The functional part of the app starts with "@app.callback," followed by a list of Outputs (such as figures/charts to update) and Inputs (from the layout above). The way Dash works, these Inputs are continually monitored, as via a listener, so that any change to a slider or other input will immediate run through the function and change the Outputs.
Inputs and Outputs
Callbacks are easy enough to get, but what follows took some practice. Right after the @app.callback section, there's one or more functions. The parameters of the function represent the Inputs from @app.callback, but they can have any name. The name doesn't seem to affect their order, since they're read in the same order as the callback Input list.
This function includes any calculations you need to do on the Inputs to arrive at the Outputs, and if the Output is a graph or plot -- as it almost always is -- there's also a plot-rendering piece.

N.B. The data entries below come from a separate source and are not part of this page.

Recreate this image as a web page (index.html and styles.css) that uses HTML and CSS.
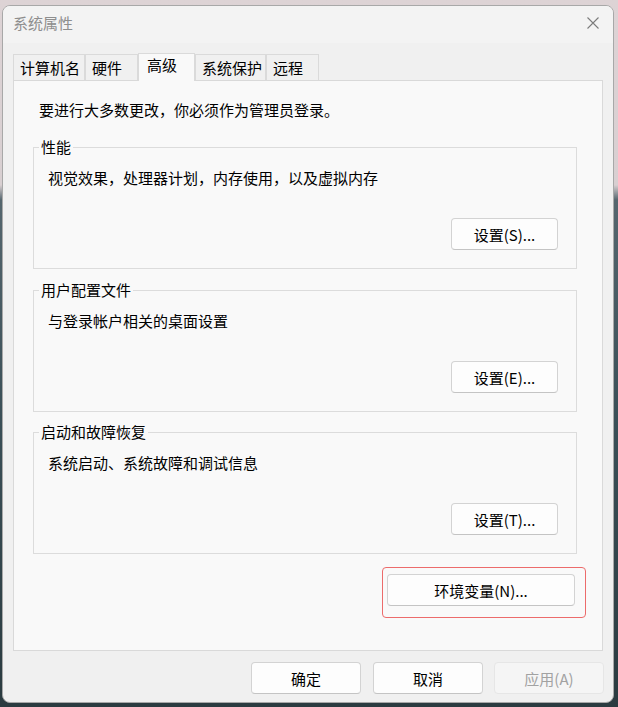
FILE: index.html
```html
<!DOCTYPE html>
<html lang="zh-CN">
<head>
  <meta charset="utf-8">
  <title>系统属性</title>
  <link rel="stylesheet" href="styles.css">
</head>
<body>
  <div class="window">
    <div class="titlebar">
      <span class="title">系统属性</span>
      <svg class="close" width="12" height="12" viewBox="0 0 12 12">
        <path d="M0.5 0.5 L11.5 11.5 M11.5 0.5 L0.5 11.5" stroke="#7c7c7c" stroke-width="1.1" fill="none"/>
      </svg>
    </div>

    <div class="body">
      <div class="tabs">
        <div class="tab first">计算机名</div>
        <div class="tab">硬件</div>
        <div class="tab selected">高级</div>
        <div class="tab">系统保护</div>
        <div class="tab">远程</div>
      </div>

      <div class="panel">
        <p class="intro">要进行大多数更改，你必须作为管理员登录。</p>

        <fieldset class="group">
          <legend>性能</legend>
          <p class="desc">视觉效果，处理器计划，内存使用，以及虚拟内存</p>
          <div class="group-actions"><button class="btn">设置(S)...</button></div>
        </fieldset>

        <fieldset class="group">
          <legend>用户配置文件</legend>
          <p class="desc">与登录帐户相关的桌面设置</p>
          <div class="group-actions"><button class="btn">设置(E)...</button></div>
        </fieldset>

        <fieldset class="group last">
          <legend>启动和故障恢复</legend>
          <p class="desc">系统启动、系统故障和调试信息</p>
          <div class="group-actions"><button class="btn">设置(T)...</button></div>
        </fieldset>

        <div class="env-row">
          <div class="highlight">
            <button class="btn env">环境变量(N)...</button>
          </div>
        </div>
      </div>

      <div class="footer">
        <button class="btn wide">确定</button>
        <button class="btn wide">取消</button>
        <button class="btn wide" disabled>应用(A)</button>
      </div>
    </div>
  </div>
</body>
</html>
```

FILE: styles.css
```css
html, body {
  margin: 0;
  height: 707px;
  overflow: hidden;
}

body {
  background: linear-gradient(to bottom, #ddd3d5 0, #d8cfd1 185px, #55666e 200px, #3a4f57 420px, #2b3b40 100%);
  font-family: "Noto Sans CJK SC", "Noto Sans", sans-serif;
  font-size: 15px;
  color: #000;
}

.window {
  box-sizing: border-box;
  margin: 5px 0 0 2px;
  width: 612px;
  height: 698px;
  border: 1px solid #a8a8a8;
  border-radius: 8px;
  background: #f0f0f0;
  overflow: hidden;
  display: flex;
  flex-direction: column;
}

.titlebar {
  height: 37px;
  background: #f3f3f3;
  display: flex;
  align-items: flex-start;
  justify-content: space-between;
  padding: 7px 14px 0 10px;
  box-sizing: border-box;
}

.title {
  line-height: 20px;
  color: #8e8e8e;
}

.close {
  margin-top: 4px;
}

.body {
  padding: 10px 10px 0 10px;
}

/* tabs */
.tabs {
  display: flex;
  align-items: flex-end;
}

.tab {
  box-sizing: border-box;
  height: 26px;
  min-width: 53px;
  padding: 0 3px 0 6px;
  line-height: 26px;
  border: 1px solid #dadada;
  border-bottom: none;
  background: #f0f0f0;
  white-space: nowrap;
}

.tab.first {
  padding-right: 4px;
}

.tab.selected {
  height: 28px;
  min-width: 57px;
  margin-bottom: -1px;
  padding-left: 8px;
  line-height: 22px;
  background: #f9f9f9;
  position: relative;
  z-index: 1;
}

/* page */
.panel {
  box-sizing: border-box;
  height: 571px;
  border: 1px solid #d9d9d9;
  background: #f9f9f9;
  padding: 19px 16px 0 19px;
}

.intro {
  margin: 0 0 0 6px;
  line-height: 20px;
}

.group {
  margin: 11px 9px 0 0;
  padding: 0 18px 18px 14px;
  border: 1px solid #dcdcdc;
  min-width: 0;
}

.intro + .group {
  margin-top: 17px;
}

.group.last {
  margin-top: 10px;
}

.group legend {
  margin-left: -9px;
  padding: 0 2px;
  line-height: 20px;
}

.desc {
  margin: 11px 0 0 0;
  line-height: 20px;
}

.group-actions {
  display: flex;
  justify-content: flex-end;
  margin-top: 30px;
}

.btn {
  box-sizing: border-box;
  width: 107px;
  height: 32px;
  padding: 0;
  font-family: inherit;
  font-size: 15px;
  color: #000;
  background: #fdfdfd;
  border: 1px solid #d3d3d3;
  border-bottom-color: #c4c4c4;
  border-radius: 4px;
}

.btn:disabled {
  color: #a2a2a2;
  background: #f5f5f5;
  border-color: #e6e6e6;
}

.env-row {
  display: flex;
  justify-content: flex-end;
  margin-top: 13px;
}

.highlight {
  border: 1px solid #ec6b6b;
  border-radius: 4px;
  padding: 6px 10px 11px 4px;
}

.btn.env {
  width: 188px;
}

/* dialog buttons */
.footer {
  display: flex;
  justify-content: flex-end;
  gap: 11px;
  margin: 11px -1px 0 0;
}

.footer .btn:first-child {
  margin-right: 1px;
}

.btn.wide {
  width: 110px;
}
```
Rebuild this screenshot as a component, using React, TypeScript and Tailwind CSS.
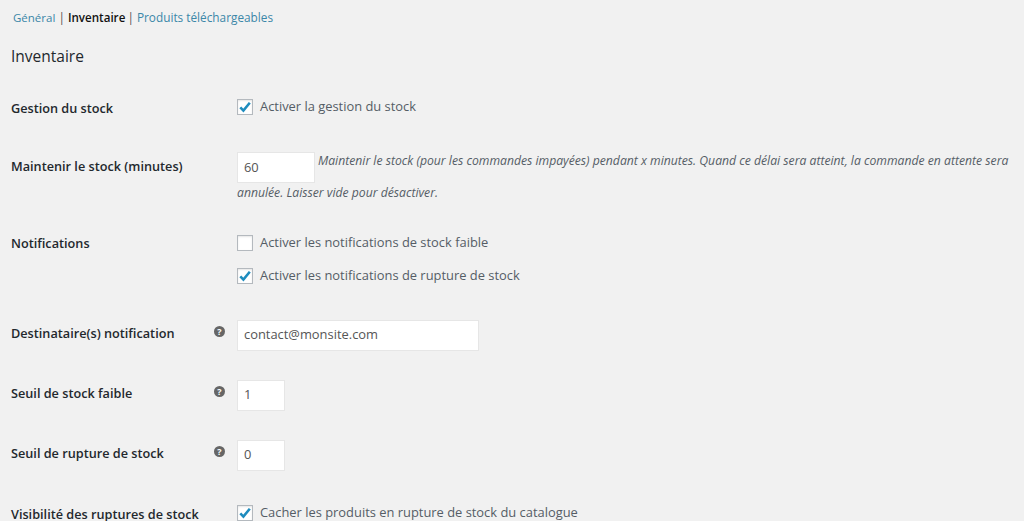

In my case, I wanted the output to be a normal distribution of potential new values for the sale price, given the changes in the Inputs. For example, if someone moved the "Overall Quality" slider up a notch, I needed to generate a new average saleprice, a difference (from the baseline) and a normal distribution to reflect the range.
I did this by turning each coefficient into a factor, adding up the factors and multiplying by current sale price. I then generated a random normal distribution using Numpy with the new target as the mean and a standard deviation based on the original model.
The final dashboard looked like this:
Granted, there are a lot of caveats around the app. It's based only the Ames housing dataset, so other areas of the country at different times might see different results. It requires estimating a 'starting price' that assumes the default values are true, and this estimate might be difficult to produce. But as a proof of concept, it has potential.
I think there's definitely a data-driven way to estimate the value of some common improvements. This would help a lot of us who are thinking of selling into the housing boom and wonder how much we can reasonably spend on a kitchen remodel before it turns into red ink.